The actual mistakes were relational databases, XML, and distributed POSIX file systems; all of those were systems designed by people with too much time on their hand and no real-world, large scale problems to solve. Finally, those mistakes are getting corrected, at least when it comes to high-end computing. At the low end, I suppose people will continue to tinker around with those toys.
Technically, you are correct - platform-agnostic data transfer has been possible since Sun's earliest RPC implementations. However, this seems to be considerably lighter-weight (although so is Mount Everest) and because order is specified, it's going to be much simpler to pluck specific data out of a data stream. You don't need to have an order-agnostic structure and then an ordering layer in each language-specific library.

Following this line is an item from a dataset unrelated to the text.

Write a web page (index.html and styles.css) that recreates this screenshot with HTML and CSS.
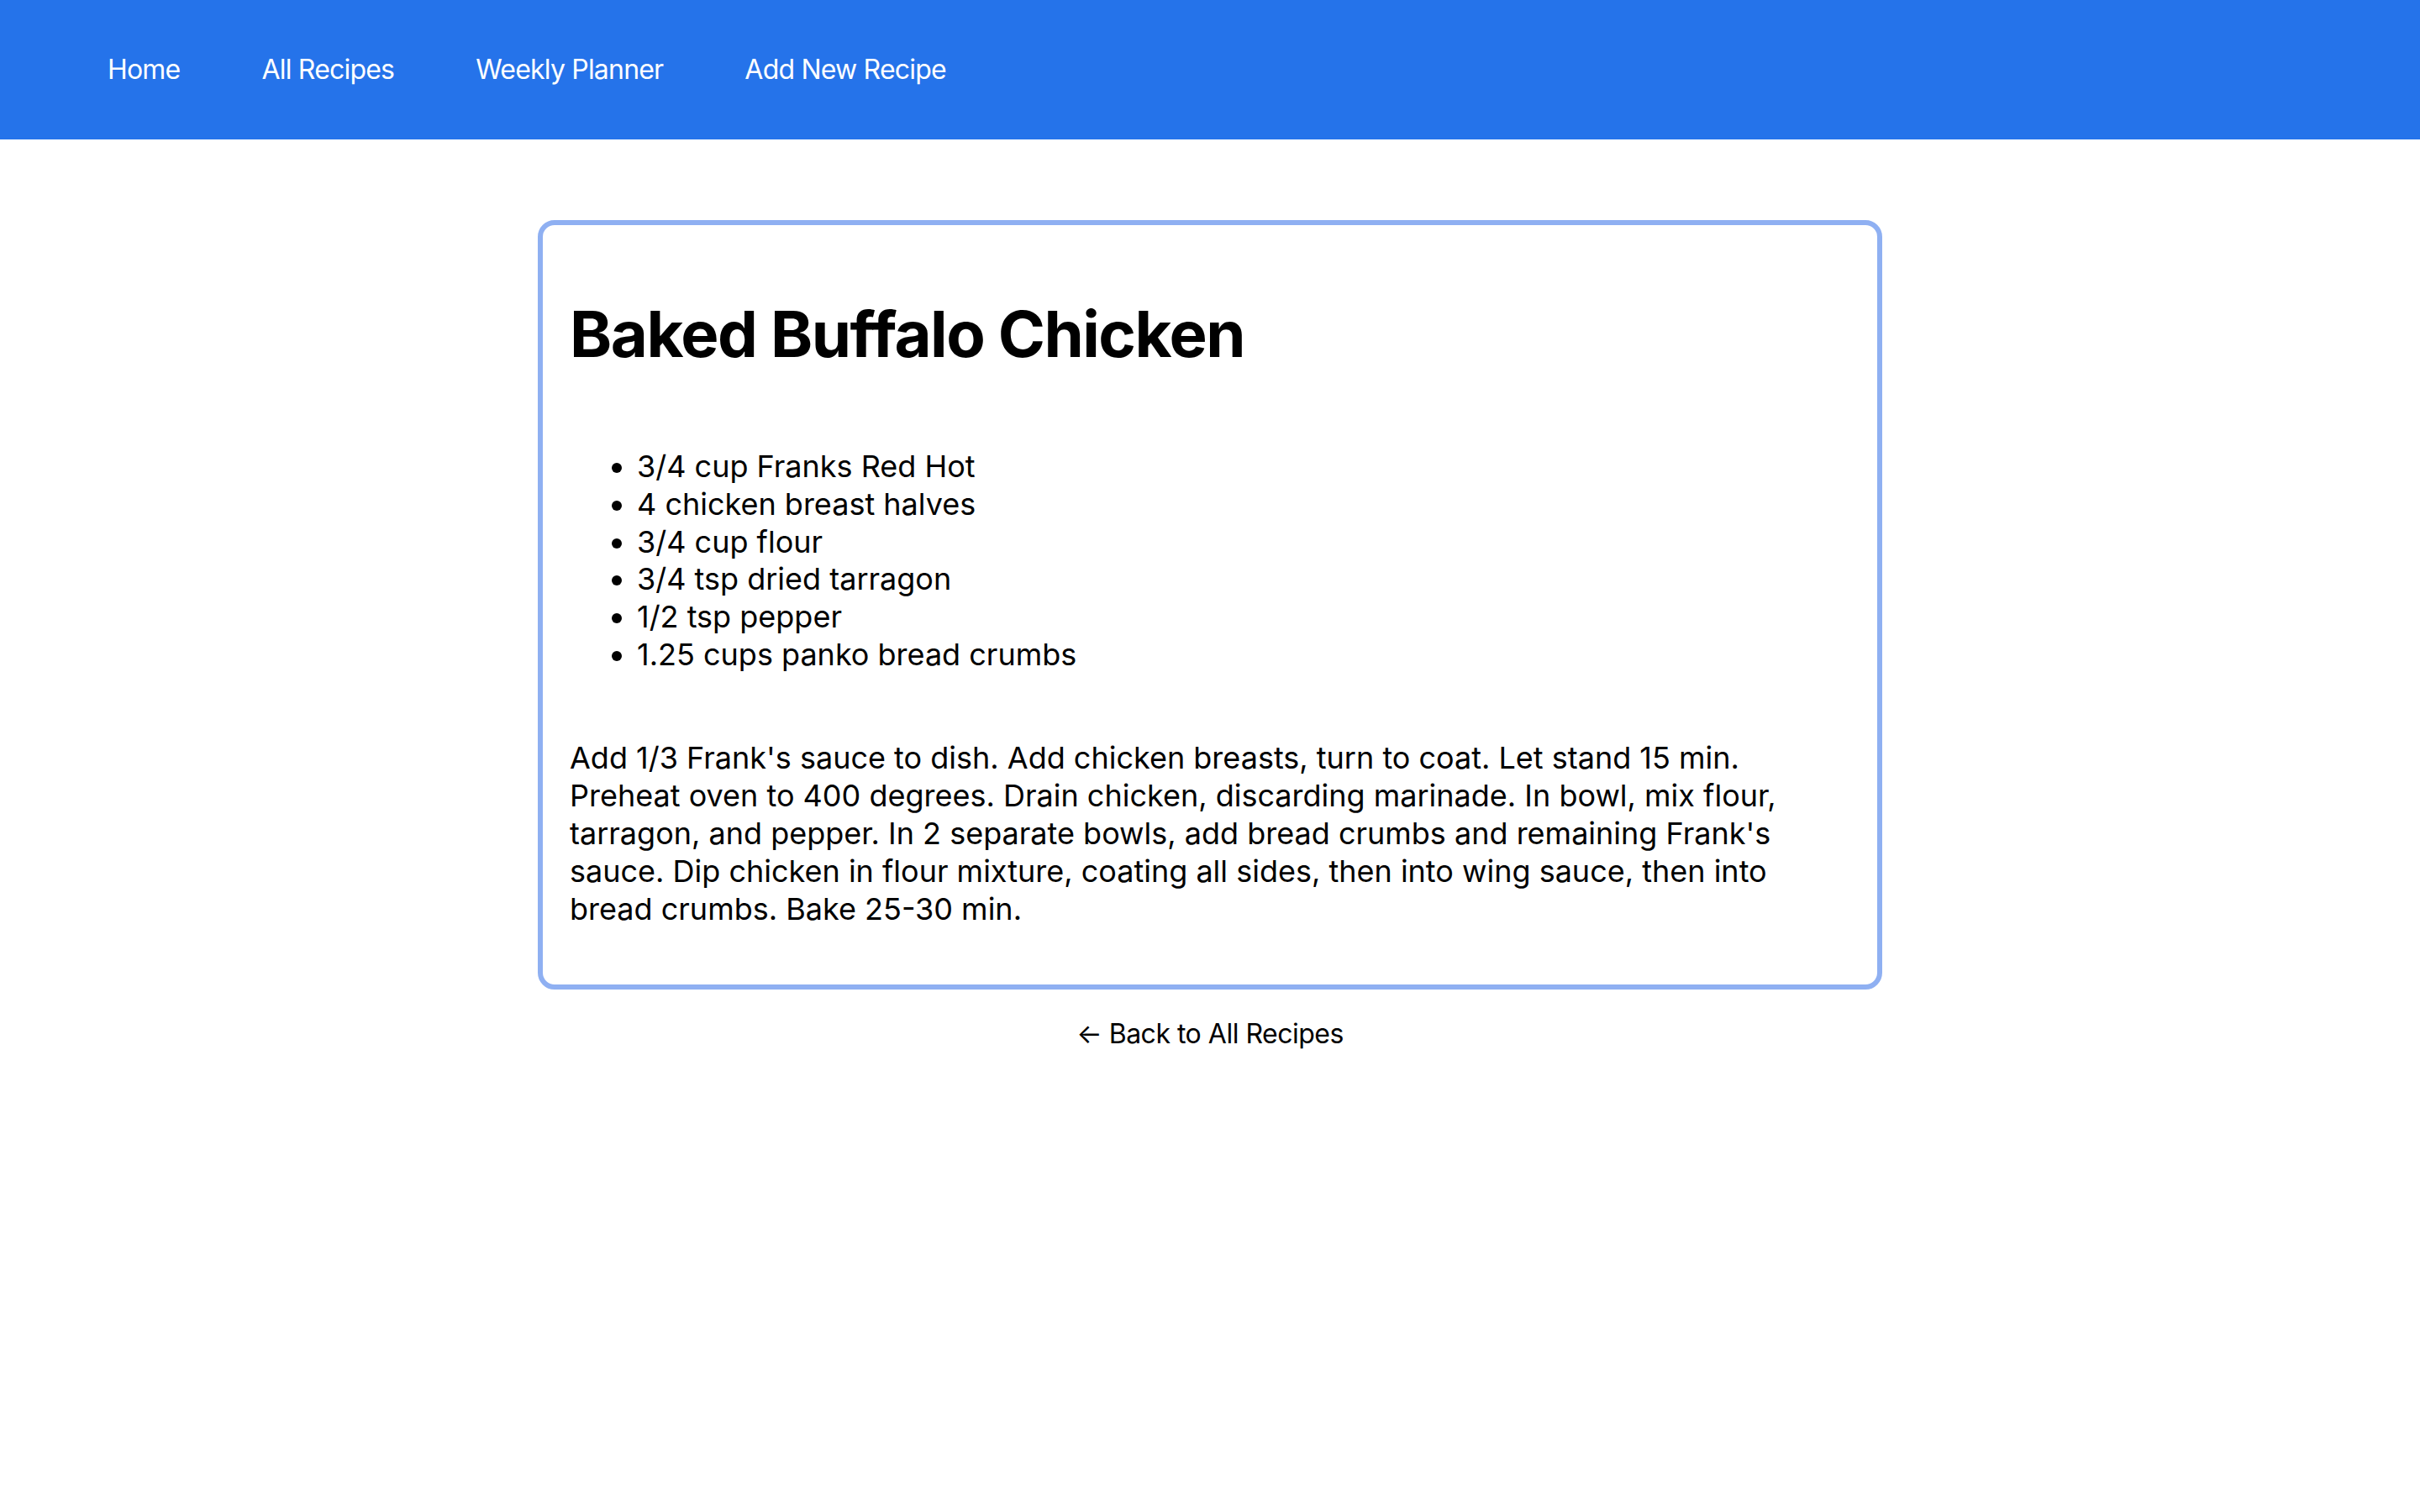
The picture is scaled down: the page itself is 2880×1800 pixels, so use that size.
FILE: index.html
```html
<!DOCTYPE html>
<html lang="en">
<head>
<meta charset="utf-8">
<title>Baked Buffalo Chicken</title>
<link rel="stylesheet" href="styles.css">
</head>
<body>
<nav class="topnav">
  <a class="nav-link" href="#">Home</a>
  <a class="nav-link" href="#">All Recipes</a>
  <a class="nav-link" href="#">Weekly Planner</a>
  <a class="nav-link" href="#">Add New Recipe</a>
</nav>
<main class="page">
  <article class="recipe-card">
    <h1 class="recipe-title">Baked Buffalo Chicken</h1>
    <ul class="ingredients">
      <li>3/4 cup Franks Red Hot</li>
      <li>4 chicken breast halves</li>
      <li>3/4 cup flour</li>
      <li>3/4 tsp dried tarragon</li>
      <li>1/2 tsp pepper</li>
      <li>1.25 cups panko bread crumbs</li>
    </ul>
    <p class="instructions">Add 1/3 Frank's sauce to dish. Add chicken breasts, turn to coat. Let stand 15 min. Preheat oven to 400 degrees. Drain chicken, discarding marinade. In bowl, mix flour, tarragon, and pepper. In 2 separate bowls, add bread crumbs and remaining Frank's sauce. Dip chicken in flour mixture, coating all sides, then into wing sauce, then into bread crumbs. Bake 25-30 min.</p>
  </article>
  <a class="back-link" href="#">&larr; Back to All Recipes</a>
</main>
</body>
</html>
```

FILE: styles.css
```css
* {
  box-sizing: border-box;
}

html, body {
  margin: 0;
  padding: 0;
  background: #ffffff;
}

body {
  font-family: Inter, "Noto Sans", sans-serif;
  font-size: 36px;
  line-height: 44.8px;
  color: #000000;
}

.topnav {
  height: 166px;
  background: #2573ea;
  display: flex;
  align-items: center;
  gap: 97px;
  padding-left: 128px;
}

.nav-link {
  color: #ffffff;
  text-decoration: none;
  font-size: 32px;
  line-height: 44.8px;
  letter-spacing: -0.8px;
}

.page {
  display: flex;
  flex-direction: column;
  align-items: center;
  padding-top: 96px;
}

.recipe-card {
  width: 1600px;
  border: 6px solid #8fb0f2;
  border-radius: 20px;
  padding: 32px 32px 68px;
}

.recipe-title {
  font-size: 76px;
  font-weight: 700;
  line-height: 93.6px;
  margin: 51px 0 0;
  letter-spacing: -1.5px;
}

.ingredients {
  margin: 88.5px 0 0;
  padding-left: 80px;
}

.instructions {
  margin: 78.6px 0 0;
}

.back-link {
  margin-top: 31px;
  color: #000000;
  text-decoration: none;
  font-size: 32px;
  line-height: 44.8px;
  letter-spacing: -0.5px;
}
```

Actually, XDR (used for Sun's RPC) is very lightweight, arguably lighter than PB. (Yes, I forsee a Java implementation called PB&J.) XDR is potentially more compact, since it doesn't encode field identifiers, but it's also big-endian, which made it less attactive as little-endian computer archtectures took over the world. Also, while XDR demands a fixed ordering of fields, field order in PB *isn't* specified; the field identifiers allow you to order the fields anyway that you like.
Overall, I like it. It's obvious that the developers were familar with the flaws of older protocols, and found ways to fix most of them. The only obvious thing I see missing is a canonical way to encode the .proto file as a Protocol Buffer, to make a stream self-describing.
Nothing for 6-digit uids?
You think it's a "mistake of the past" that Google wrote things like GFS and BigTable that run on commodity hardware, scale basically horizontally (eg. you can just throw machines at the problem) and survive machine failures without human intervention?
You don't "improve" on an existing tool like a relational database by adding a "feature" like fault tolerance. You have to redesign from the base up with those assumptions.